Bright Stars to Black Holes: UA Astronomer Awarded for Her Research

In addition to being selected as one of 50 scholars awarded fellowships each year at the prestigious Radcliffe Institute at Harvard University, the UA’s Feryal Ozel has won the 2013 American Physical Society’s Maria Goeppert Mayer Award for her cutting-edge research on neutron stars.

Feryal Ozel studies two things most people don’t think about everyday: neutron stars and black holes.

An associate professor of astronomy at the University of Arizona, Ozel has won the 2013 American Physical Society’s Maria Goeppert Mayer Award for her work on neutron stars and her dedication to public outreach and education in science and astronomy. In addition, this year she is completing a prestigious fellowship at the Radcliffe Institute at Harvard University. Ozel came to the UA in 2003 as a NASA Hubble fellow and began a faculty position in 2005.

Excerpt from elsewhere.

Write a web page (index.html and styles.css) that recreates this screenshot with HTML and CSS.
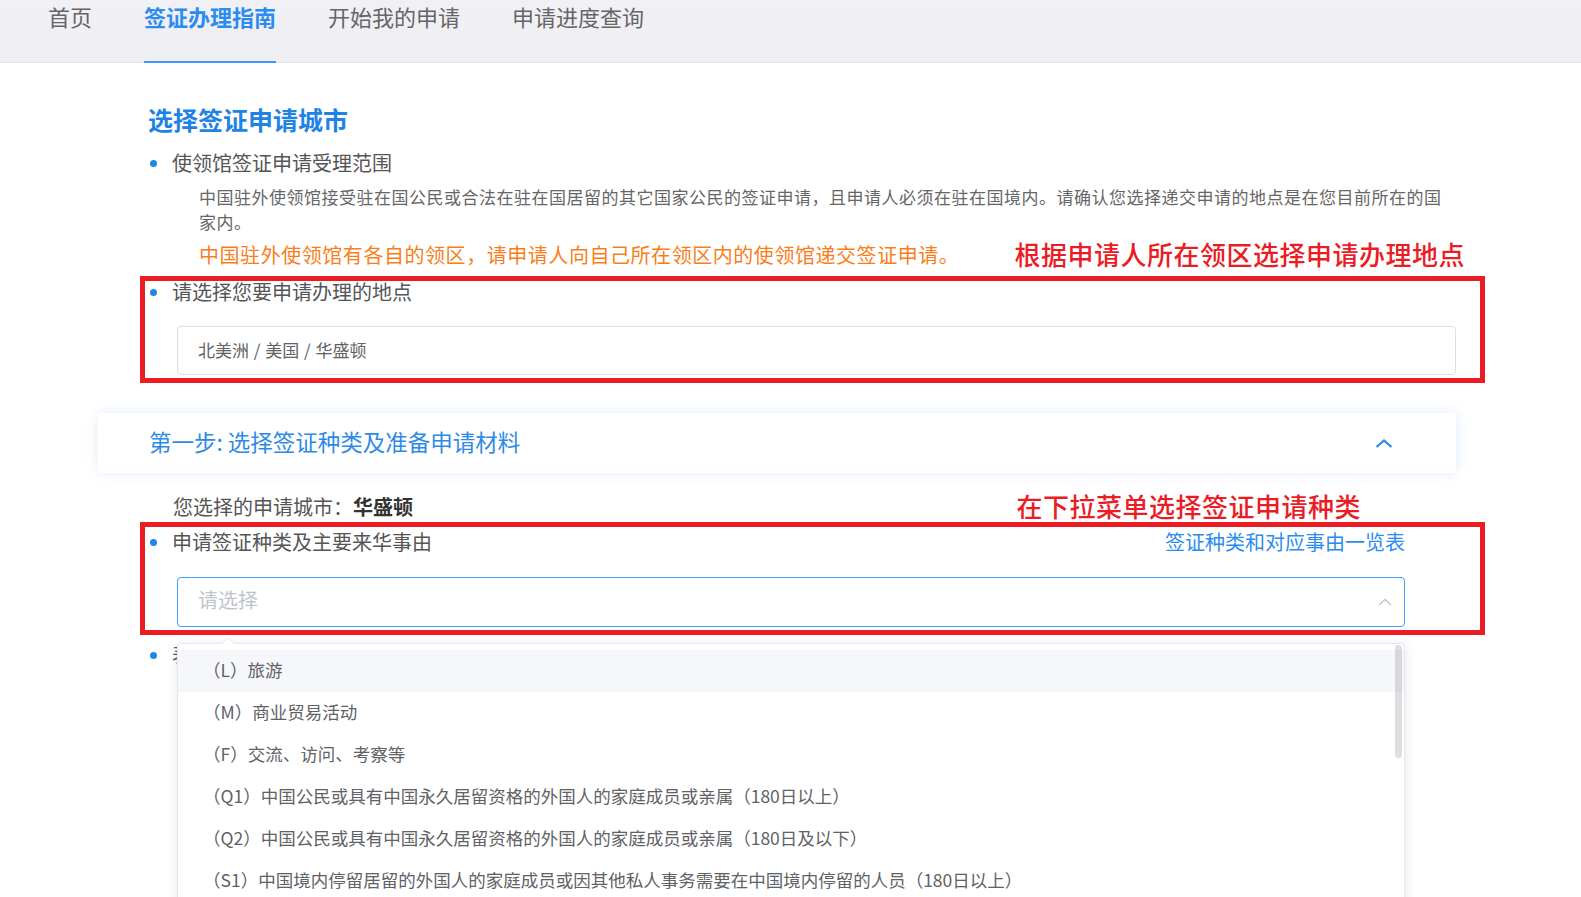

Neutron stars are super energetic dense remnants of collapsed stars comprised primarily of subatomic particles called neutrons. According to some calculations, the average size of a neutron star is around 12 kilometers, or 7.5 miles, even though it can pack about 1.5 times the mass of our sun.

A small, bright neutron star can be seen as a tiny blue dot at the center of this image. (Image credit: NASA)

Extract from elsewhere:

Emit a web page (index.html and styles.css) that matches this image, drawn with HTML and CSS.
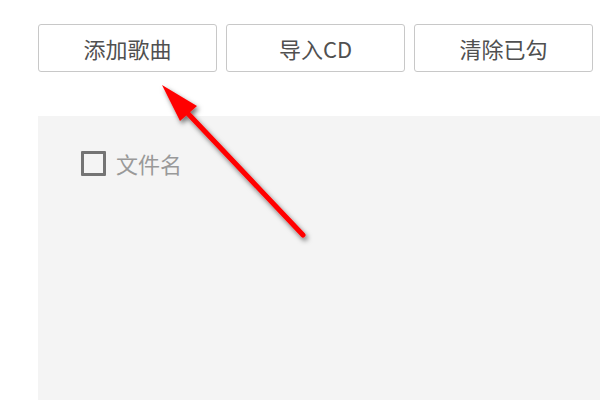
FILE: index.html
```html
<!DOCTYPE html>
<html lang="zh-CN">
<head>
<meta charset="utf-8">
<link rel="stylesheet" href="styles.css">
</head>
<body>
<div class="page">
  <div class="toolbar">
    <button class="btn">添加歌曲</button>
    <button class="btn">导入CD</button>
    <button class="btn">清除已勾</button>
  </div>
  <div class="panel">
    <label class="head">
      <span class="box"></span>
      <span class="label">文件名</span>
    </label>
  </div>
  <svg class="arrow" width="600" height="400" viewBox="0 0 600 400">
    <defs>
      <filter id="sh" x="-20%" y="-20%" width="140%" height="140%">
        <feDropShadow dx="2" dy="3" stdDeviation="2.5" flood-color="#000" flood-opacity="0.55"/>
      </filter>
    </defs>
    <g filter="url(#sh)">
      <line x1="303" y1="235" x2="178" y2="103" stroke="#ff0000" stroke-width="5" stroke-linecap="round"/>
      <polygon points="162,85 197,106 180,121" fill="#ff0000"/>
    </g>
  </svg>
</div>
</body>
</html>
```

FILE: styles.css
```css
html, body {
  margin: 0;
  padding: 0;
  background: #fff;
}
.page {
  position: relative;
  width: 600px;
  height: 400px;
  overflow: hidden;
  display: flex;
  flex-direction: column;
  font-family: "Noto Sans CJK SC", "Noto Sans", sans-serif;
}
.toolbar {
  display: flex;
  gap: 9px;
  padding: 24px 0 0 38px;
}
.btn {
  box-sizing: border-box;
  width: 179px;
  height: 48px;
  border: 1px solid #c8c8c8;
  border-radius: 3px;
  background: #fff;
  font-family: inherit;
  font-size: 22px;
  color: #505050;
  padding: 0;
}
.panel {
  flex: 1;
  margin: 44px 0 0 38px;
  background: #f4f4f4;
  padding: 35px 0 0 43px;
}
.head {
  display: flex;
  align-items: center;
  gap: 10px;
}
.box {
  box-sizing: border-box;
  width: 25px;
  height: 25px;
  border: 3px solid #747474;
  border-radius: 1px;
}
.label {
  font-size: 22px;
  color: #999;
  line-height: 25px;
}
.arrow {
  position: absolute;
  left: 0;
  top: 0;
}
```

Ozel is investigating ways to more precisely measure the size of these solar relics, either by analyzing the spectrum of light waves that they emit, or by measuring and modeling the periodic variation of signals from neutron stars, which rotate around their own axes like a spinning top.

“Think about a spherical lamp,” Ozel said. “You cover most of it with some paper but leave a circular hole and spin the lamp around itself. If somebody’s looking at you doing this, they’ll see flashes of the brighter side that you didn’t cover.”

Feryal Ozel, UA associate professor of astronomy, has won the 2013 American Physical Society’s Maria Goeppert Mayer Award, in addition to being selected for a prestigious 2012-13 fellowship at Harvard's Radcliffe Institute. (Photo by: Tony Rinaldo)

“This happens naturally on neutron stars where one side becomes brighter than the other. Part of the surface is hotter than the rest, and when it’s hotter, it’s brighter. We see the variation in brightness in stars that spin about their axis as an on-off signal,” Ozel said, as though someone were switching the light on and off.

“We can measure how big they are based on this periodic variation in brightness.” Astronomers can further use the variation in light to make a map of neutron stars’ surfaces.

Ozel’s second project focuses on black holes, preparing for an event that could change how we understand what are perhaps the universe’s most mysterious entities: super-massive invisible objects that absorb anything that draws near to them, even light.

“Normally, when we look at astrophysical phenomena, we look after the fact,” Ozel said. “It’s not a controlled experiment. Once something happens we can observe it and then we do some detective work to reconstruct what transpired.”

“Right now there is something happening in our galactic center that is different. For once we know something that is going to happen next year and we are trying to make predictions for what it is going to look like.”

Ozel’s “something” is a cloud, most likely comprised of hydrogen gas, about three times the size of the Earth and heading toward the black hole at the center of our own galaxy at considerable speed.

It will arrive there sometime around July, providing astronomers a chance to observe the result of the impact of the cloud with the black hole.

The cloud is moving fast enough through space that Ozel and her colleagues predict it will create a shockwave in front of it when it approaches the black hole, like the supersonic boom heard when an airplane breaks the sound barrier, Ozel said. The shockwave should emit radiation observable through radio telescopes.

“Shortly after that we expect that the cloud is going to be basically wrenched apart,” Ozel said.

Astronomers hope to watch as the black hole at the center of our Milky Way rips apart a mysterious cloud composed primarily of hydrogen gas sometime around July 2013. The image shows a computer simulation predicting how the cloud changes over time. (Image credit: P. Anninos)

Astronomers can infer that the intense gravity of black holes absorbs material from objects that come too near, Ozel said, but normally aren’t able to see it happen in real time. The collision of the gas cloud with the black hole at the center of our own galaxy will give scientists a chance to learn about the environment of a black hole.

“It’s the first time we will be able to see a black hole having lunch,” Ozel said.

“If this cloud makes a shock, of course we won’t be able to hear it, but we will be able to see the light from it,” she explained. “That will tell us exactly the temperature and the density of the material around the black hole, among other things.”

Ozel’s work involves developing computational models using known physics to predict what the environment around black holes could be like, or what the surface of a neutron star should look like.

“That is the forward approach,” Ozel said. “The backward approach is to look at the data” and make inferences about these mysterious objects from what has been seen in observational studies. “I love doing both,” she added.

“Ultimately these ideas are useful to make future missions successful, or in the case of our black hole, advising radio astronomers on the best strategies to observe the collision of the cloud.”

Ozel will conclude her fellowship at Radcliffe Institute after the 2012-13 year and return to the UA.